Data block -
(begin)
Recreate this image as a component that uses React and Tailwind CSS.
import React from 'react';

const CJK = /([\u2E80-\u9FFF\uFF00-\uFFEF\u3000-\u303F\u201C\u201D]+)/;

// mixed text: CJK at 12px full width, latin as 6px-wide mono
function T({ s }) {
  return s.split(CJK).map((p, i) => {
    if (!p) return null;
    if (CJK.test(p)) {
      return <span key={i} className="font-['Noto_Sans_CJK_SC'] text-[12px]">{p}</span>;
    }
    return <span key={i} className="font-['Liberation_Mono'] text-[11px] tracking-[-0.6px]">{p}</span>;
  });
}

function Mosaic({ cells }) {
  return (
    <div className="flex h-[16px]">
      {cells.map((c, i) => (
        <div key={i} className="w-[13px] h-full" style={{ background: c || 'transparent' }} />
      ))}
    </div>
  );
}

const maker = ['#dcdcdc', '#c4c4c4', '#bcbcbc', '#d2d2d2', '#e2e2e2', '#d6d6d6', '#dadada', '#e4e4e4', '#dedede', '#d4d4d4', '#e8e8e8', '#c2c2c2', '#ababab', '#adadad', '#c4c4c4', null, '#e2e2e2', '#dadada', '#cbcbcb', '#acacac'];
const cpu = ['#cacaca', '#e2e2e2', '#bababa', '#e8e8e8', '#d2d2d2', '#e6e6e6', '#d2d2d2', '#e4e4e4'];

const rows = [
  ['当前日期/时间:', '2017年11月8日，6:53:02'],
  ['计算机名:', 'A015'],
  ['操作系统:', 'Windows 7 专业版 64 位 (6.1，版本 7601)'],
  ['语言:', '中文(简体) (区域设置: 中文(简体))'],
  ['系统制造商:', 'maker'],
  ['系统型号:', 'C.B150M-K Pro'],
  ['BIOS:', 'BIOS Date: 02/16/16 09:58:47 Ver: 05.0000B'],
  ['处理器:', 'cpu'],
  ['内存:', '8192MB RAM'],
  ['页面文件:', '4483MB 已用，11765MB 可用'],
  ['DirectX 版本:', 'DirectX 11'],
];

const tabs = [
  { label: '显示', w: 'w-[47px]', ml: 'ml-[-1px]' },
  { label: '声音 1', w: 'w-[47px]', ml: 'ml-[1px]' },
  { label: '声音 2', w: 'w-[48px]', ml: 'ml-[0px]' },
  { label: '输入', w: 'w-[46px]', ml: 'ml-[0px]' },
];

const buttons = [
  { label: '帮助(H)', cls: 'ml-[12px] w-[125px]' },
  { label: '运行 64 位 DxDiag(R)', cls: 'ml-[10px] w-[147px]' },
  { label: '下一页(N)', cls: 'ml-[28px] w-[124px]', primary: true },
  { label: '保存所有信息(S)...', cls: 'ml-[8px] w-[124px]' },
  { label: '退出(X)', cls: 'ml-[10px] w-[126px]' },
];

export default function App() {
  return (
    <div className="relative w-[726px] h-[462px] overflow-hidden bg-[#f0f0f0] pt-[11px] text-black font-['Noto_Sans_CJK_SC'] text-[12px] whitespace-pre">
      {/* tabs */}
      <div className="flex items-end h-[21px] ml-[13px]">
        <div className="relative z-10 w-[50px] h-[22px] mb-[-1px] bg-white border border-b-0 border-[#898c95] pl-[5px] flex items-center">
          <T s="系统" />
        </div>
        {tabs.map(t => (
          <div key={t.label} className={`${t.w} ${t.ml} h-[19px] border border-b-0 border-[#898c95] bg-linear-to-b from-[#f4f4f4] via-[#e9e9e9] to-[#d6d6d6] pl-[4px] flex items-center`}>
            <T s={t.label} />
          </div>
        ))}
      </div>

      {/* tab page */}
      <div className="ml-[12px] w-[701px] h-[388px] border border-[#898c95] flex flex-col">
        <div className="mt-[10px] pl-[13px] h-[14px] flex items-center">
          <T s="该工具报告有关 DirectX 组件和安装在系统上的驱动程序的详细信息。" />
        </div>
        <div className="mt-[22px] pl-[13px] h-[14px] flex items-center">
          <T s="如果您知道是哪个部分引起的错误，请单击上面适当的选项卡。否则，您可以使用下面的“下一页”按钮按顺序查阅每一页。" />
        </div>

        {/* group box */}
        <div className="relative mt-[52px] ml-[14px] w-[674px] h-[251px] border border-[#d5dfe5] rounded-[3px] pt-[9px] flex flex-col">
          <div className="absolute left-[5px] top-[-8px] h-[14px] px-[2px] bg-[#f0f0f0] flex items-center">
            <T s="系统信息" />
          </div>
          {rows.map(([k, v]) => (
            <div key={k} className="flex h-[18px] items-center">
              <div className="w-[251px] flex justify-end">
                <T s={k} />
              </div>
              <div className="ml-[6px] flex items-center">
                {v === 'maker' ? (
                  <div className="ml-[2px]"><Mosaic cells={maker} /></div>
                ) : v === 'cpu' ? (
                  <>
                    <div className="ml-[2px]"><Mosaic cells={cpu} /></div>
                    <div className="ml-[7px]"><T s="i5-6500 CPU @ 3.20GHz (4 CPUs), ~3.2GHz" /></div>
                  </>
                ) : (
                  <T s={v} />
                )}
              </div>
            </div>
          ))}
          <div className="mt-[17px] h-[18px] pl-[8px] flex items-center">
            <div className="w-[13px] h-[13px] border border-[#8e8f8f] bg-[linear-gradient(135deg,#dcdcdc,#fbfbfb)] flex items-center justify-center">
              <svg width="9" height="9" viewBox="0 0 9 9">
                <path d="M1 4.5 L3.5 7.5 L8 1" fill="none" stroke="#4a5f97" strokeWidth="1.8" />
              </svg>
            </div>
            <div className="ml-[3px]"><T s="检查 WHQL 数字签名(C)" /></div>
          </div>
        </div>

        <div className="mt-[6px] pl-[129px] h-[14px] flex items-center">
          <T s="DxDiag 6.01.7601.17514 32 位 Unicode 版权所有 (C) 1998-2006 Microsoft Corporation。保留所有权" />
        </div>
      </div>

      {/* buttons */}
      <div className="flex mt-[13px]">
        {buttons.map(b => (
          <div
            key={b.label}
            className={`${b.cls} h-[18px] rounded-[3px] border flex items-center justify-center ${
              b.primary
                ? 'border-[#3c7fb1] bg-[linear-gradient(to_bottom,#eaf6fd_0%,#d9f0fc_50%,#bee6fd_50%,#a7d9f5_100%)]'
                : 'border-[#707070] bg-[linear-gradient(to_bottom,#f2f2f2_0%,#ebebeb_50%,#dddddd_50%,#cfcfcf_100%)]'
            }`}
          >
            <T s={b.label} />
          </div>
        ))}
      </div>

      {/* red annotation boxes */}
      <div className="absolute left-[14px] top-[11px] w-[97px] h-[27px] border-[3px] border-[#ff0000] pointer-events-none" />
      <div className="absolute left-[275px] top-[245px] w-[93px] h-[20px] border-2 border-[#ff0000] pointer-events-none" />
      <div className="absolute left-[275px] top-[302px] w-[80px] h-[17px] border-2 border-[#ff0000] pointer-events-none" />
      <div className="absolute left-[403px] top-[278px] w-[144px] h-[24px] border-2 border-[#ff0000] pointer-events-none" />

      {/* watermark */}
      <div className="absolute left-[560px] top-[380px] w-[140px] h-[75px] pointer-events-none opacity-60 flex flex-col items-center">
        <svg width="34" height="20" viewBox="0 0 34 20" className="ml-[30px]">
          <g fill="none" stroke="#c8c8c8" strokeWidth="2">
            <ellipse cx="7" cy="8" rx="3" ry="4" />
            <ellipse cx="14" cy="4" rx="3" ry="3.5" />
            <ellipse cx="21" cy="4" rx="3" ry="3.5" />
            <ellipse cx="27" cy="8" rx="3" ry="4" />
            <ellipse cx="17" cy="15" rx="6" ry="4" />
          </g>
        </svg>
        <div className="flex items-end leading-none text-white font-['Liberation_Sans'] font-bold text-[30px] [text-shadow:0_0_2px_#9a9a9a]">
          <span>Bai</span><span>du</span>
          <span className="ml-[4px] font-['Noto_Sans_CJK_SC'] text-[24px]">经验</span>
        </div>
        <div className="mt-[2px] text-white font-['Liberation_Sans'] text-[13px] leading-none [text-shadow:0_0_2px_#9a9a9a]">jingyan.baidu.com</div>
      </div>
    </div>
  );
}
(end)
Exercise -
Copy every line of the listing containing the string "React".

Task answer -
Recreate this image as a component that uses React and Tailwind CSS.
import React from 'react';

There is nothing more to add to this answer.